Adopt the witness’s perspective; ask eyewitness-compatible questions.
Perform the interview at the Gemba, the place where the work happens.
Listen actively, do not interrupt, and pause after the witness’s response.
Ask open-ended questions, utilize short phrases when possible.
Encourage the witness to use imagery. Explicitly request detailed descriptions.
Follow the sequence of the cognitive interview major components.
Bring support materials such as attachments, procedures, and copies of relevant documents.
Establish a connection with the witness; demeanor has a big impact.
Remember, active listening.
Do not tell the interviewee how they made the mistake, blame, or assume.

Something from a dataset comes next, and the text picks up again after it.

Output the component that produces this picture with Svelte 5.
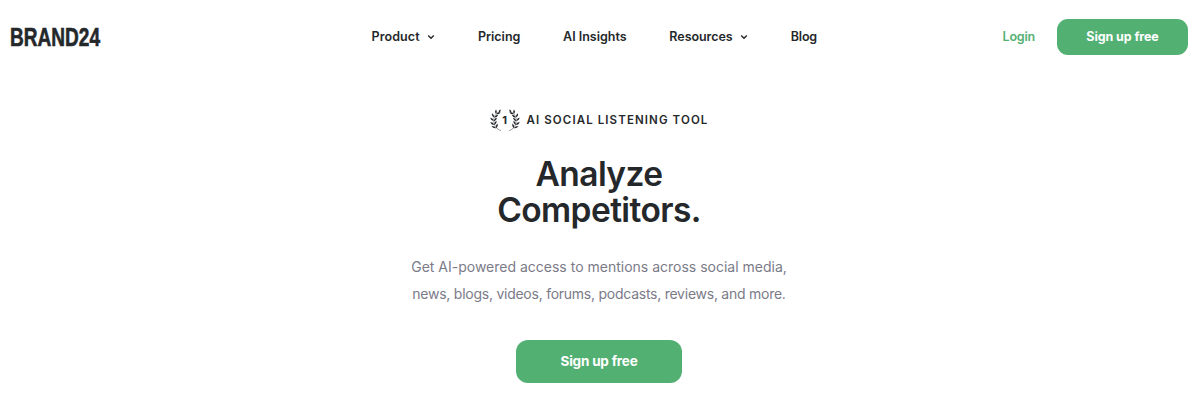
<script lang="ts">
  const NAV = [
    { id: 'product', label: 'Product', menu: true },
    { id: 'pricing', label: 'Pricing', menu: false },
    { id: 'insights', label: 'AI Insights', menu: false },
    { id: 'resources', label: 'Resources', menu: true },
    { id: 'blog', label: 'Blog', menu: false },
  ];

  // leaves of one laurel branch: base point, rotation, length
  const LEAVES = [
    { x: 9, y: 3.6, r: -62, l: 3.6 },
    { x: 6, y: 5, r: -88, l: 4.4 },
    { x: 6.2, y: 5.2, r: -22, l: 4.8 },
    { x: 4.2, y: 8.3, r: -118, l: 4.6 },
    { x: 4.4, y: 8.8, r: -38, l: 5 },
    { x: 3.8, y: 12, r: -135, l: 4.8 },
    { x: 3.8, y: 12.6, r: -50, l: 5 },
    { x: 4.4, y: 15.8, r: -145, l: 5 },
    { x: 4.4, y: 16.2, r: -62, l: 5 },
    { x: 6.4, y: 19.2, r: -155, l: 5.4 },
    { x: 6.4, y: 19.2, r: -75, l: 4.8 },
  ];
</script>

{#snippet branch()}
  <path class="stem" d="M10 2.8C5 4.4 3.4 8.4 3.8 12.2C4.2 16.6 6.6 20.2 11 21.6" />
  {#each LEAVES as leaf}
    <path
      d="M0 0Q{leaf.l / 2} -2 {leaf.l} 0Q{leaf.l / 2} 1.4 0 0Z"
      transform="translate({leaf.x} {leaf.y}) rotate({leaf.r})"
    />
  {/each}
{/snippet}

<header>
  <a class="logo" href="/" aria-label="Brand24">
    <svg width="94" height="28" viewBox="0 0 94 28">
      <text x="0" y="23" textLength="90" lengthAdjust="spacingAndGlyphs">BRAND24</text>
    </svg>
  </a>
  <nav>
    {#each NAV as item (item.id)}
      <a class={item.id} href="/">
        <span>{item.label}</span>
        {#if item.menu}
          <svg width="8" height="6" viewBox="0 0 8 6"><path d="M1.2 1.4L4 4.2L6.8 1.4" /></svg>
        {/if}
      </a>
    {/each}
  </nav>
  <div class="account">
    <a class="login" href="/">Login</a>
    <a class="button small" href="/">Sign up free</a>
  </div>
</header>

<main>
  <div class="eyebrow">
    <svg width="30" height="23" viewBox="0 0 30 23">
      {@render branch()}
      <g transform="translate(30 0) scale(-1 1)">{@render branch()}</g>
      <text x="14.7" y="15.2" text-anchor="middle">1</text>
    </svg>
    <span>AI SOCIAL LISTENING TOOL</span>
  </div>
  <h1>Analyze<br />Competitors.</h1>
  <p>
    <span class="first">Get AI-powered access to mentions across social media,</span><br />
    <span class="second">news, blogs, videos, forums, podcasts, reviews, and more.</span>
  </p>
  <a class="button large" href="/">Sign up free</a>
</main>

<style>
  :global(body) {
    background: #fff;
    color: #25282b;
    font-family: Inter, 'Liberation Sans', sans-serif;
  }
  a {
    color: inherit;
    text-decoration: none;
    white-space: nowrap;
  }
  header {
    display: grid;
    grid-template-columns: 361.5px 1fr auto;
    align-items: center;
    height: 74px;
    padding: 0 12px 0 10px;
    box-sizing: border-box;
  }
  .logo svg {
    display: block;
    overflow: visible;
  }
  .logo text {
    font: 700 25.5px 'Liberation Sans Narrow', 'Liberation Sans', sans-serif;
    fill: #25282b;
    stroke: #25282b;
    stroke-width: 0.6;
  }
  nav {
    display: flex;
    gap: 42.7px;
    padding-bottom: 1px;
    font-size: 12.5px;
    font-weight: 600;
  }
  nav a {
    display: flex;
    align-items: center;
    gap: 7.5px;
  }
  nav .product {
    letter-spacing: 0.1px;
  }
  nav .resources {
    letter-spacing: -0.05px;
  }
  nav .blog {
    letter-spacing: -0.2px;
  }
  nav path {
    fill: none;
    stroke: #25282b;
    stroke-width: 1.4;
  }
  .account {
    display: flex;
    align-items: center;
    gap: 22px;
  }
  .login {
    padding-bottom: 1px;
    color: #53b073;
    font-size: 12.5px;
    font-weight: 600;
    letter-spacing: -0.2px;
  }
  .button {
    display: flex;
    align-items: center;
    justify-content: center;
    background: #53b073;
    color: #fff;
    font-weight: 700;
    box-sizing: border-box;
  }
  .small {
    width: 131px;
    height: 36px;
    padding-bottom: 1px;
    border-radius: 11px;
    font-size: 12.5px;
    letter-spacing: -0.1px;
  }
  main {
    display: flex;
    flex-direction: column;
    align-items: center;
    padding: 35px 2px 0 0;
    text-align: center;
  }
  .eyebrow {
    display: flex;
    align-items: center;
    gap: 7px;
    height: 23px;
    font-size: 11.5px;
    font-weight: 600;
    letter-spacing: 1.1px;
  }
  .eyebrow span {
    padding-bottom: 2px;
  }
  .eyebrow svg {
    fill: #25282b;
  }
  .eyebrow text {
    font-size: 11px;
    font-weight: 700;
    letter-spacing: 0;
  }
  .stem {
    fill: none;
    stroke: #25282b;
    stroke-width: 0.45;
  }
  h1 {
    margin: 24px 0 0;
    font-size: 33.5px;
    font-weight: 600;
    letter-spacing: -0.6px;
    line-height: 36px;
  }
  p {
    margin: 25px 0 0;
    color: #7b7b88;
    font-size: 14px;
    line-height: 27px;
    white-space: nowrap;
  }
  .second {
    letter-spacing: -0.25px;
  }
  .large {
    width: 166px;
    height: 43px;
    margin-top: 33px;
    padding-bottom: 2px;
    border-radius: 12px;
    font-size: 13.5px;
    letter-spacing: -0.2px;
  }
</style>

Active listening is key here.
At the mouth of the funnel we begin with an ‘open’ question. This question is intended to give the interviewee the widest possible scope for responding. Sometimes it may be necessary to repeat or rephrase this question to give the interviewee more thinking time and further opportunities to raise information. Working down the narrowing body of the funnel we use a series of probing questions to draw out further specific information and help complete the picture. Closed questions then have their place to draw out, check or confirm specific pieces of information, or to get the interviewee to commit on a point more precisely. This then brings us to the bottom of the funnel where we clarify, using a short summary, what we have got out of the discussion, aiming to check our understanding of the main points. The question sequence might go something like this:
‘Tell me how you went about…?’ (open)
‘How did you prepare?’ (open – secondary)
‘What was your starting point?’ (probe)
‘So, what happened next?’ (probe)
‘Who else was involved?’ (probe)
‘And how did they respond?’ (probe)
‘What were your thoughts at that stage?’ (probe)
‘What were the main outcomes?’ (probe)
‘So, that took a total of 30 minutes?’ (closed – clarifying)
‘And the task was completed?’ (closed – clarifying)
‘So, let me see if I’ve followed you…’ (checking – summary)
A good interview requires preparation. Have opening questions ready, ensure you have all the right props and the right people involved. That extra hour or two will pay dividends.